An assessment of radiation models utilized in CFD for thermal and fluid analysis in interior building spaces with large glazing

Abstract

This paper investigates the effects of using the S2S and the DO method in the CFD simulation of a cavity to identify a convenient model for simulating radiative heat transfer. A 3D model for an office room fitted with a sizeable controllable glass window was developed to carry out a transient analysis of a room's thermal performance when the glass is at its opaque state while accounting for each of the models. A transient user-defined function (UDF) boundary condition, based on radiative heat flux, was set as an incident solar load boundary condition on the dynamic glazing to study the dispersed temperature and the airflow in the room.
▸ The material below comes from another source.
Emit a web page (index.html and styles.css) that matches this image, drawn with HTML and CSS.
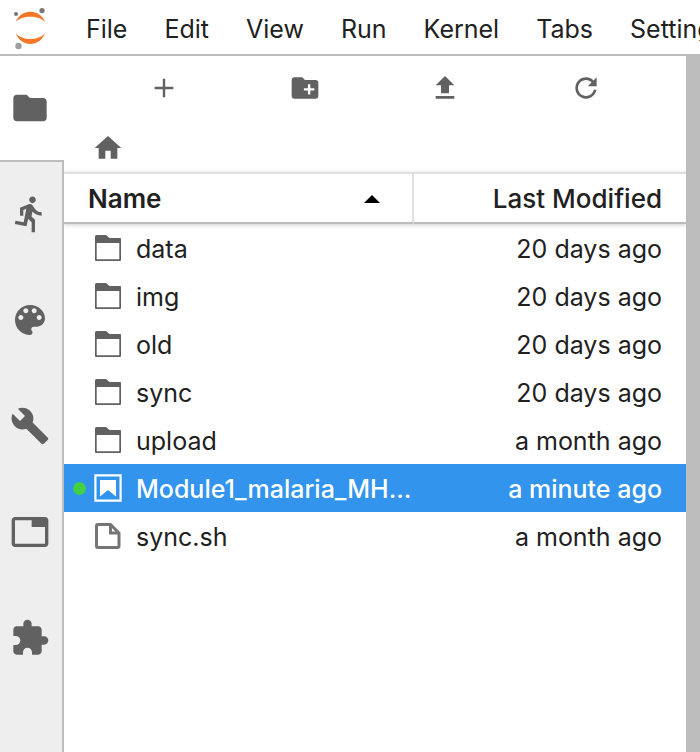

Various configurations of the enclosed room with initial wall boundary condition and airflow in the room were considered under the effects of different parameters such as thermal properties, Rayleigh (Ra) and Grashof (Gr) numbers, surface emissivity, and absorption. Radiative CFD results were compared, and the importance of accounting for radiation was noted. The S2S displayed good performance, whereas unexpected temperature distribution was observed with the DO method. Although heat transfer depends on the transmitting material's thermal properties, further analysis has shown that the S2S, along with the SST k-ꞷ viscous turbulence model, using piecewise linear approximation, is a reliable CFD model setting for performing a thermal analysis of a highly glazed enclosed room. The results were also compared to a previous 2D analysis of an enclosed space without accounting for radiation. Results had shown that the interior temperature was less than 2% for the S2S when radiation was overlooked. Further study would involve the validation of the computed room temperature with experimental data which will show the efficiency of the two radiation model methods in performing the thermal performance of a building.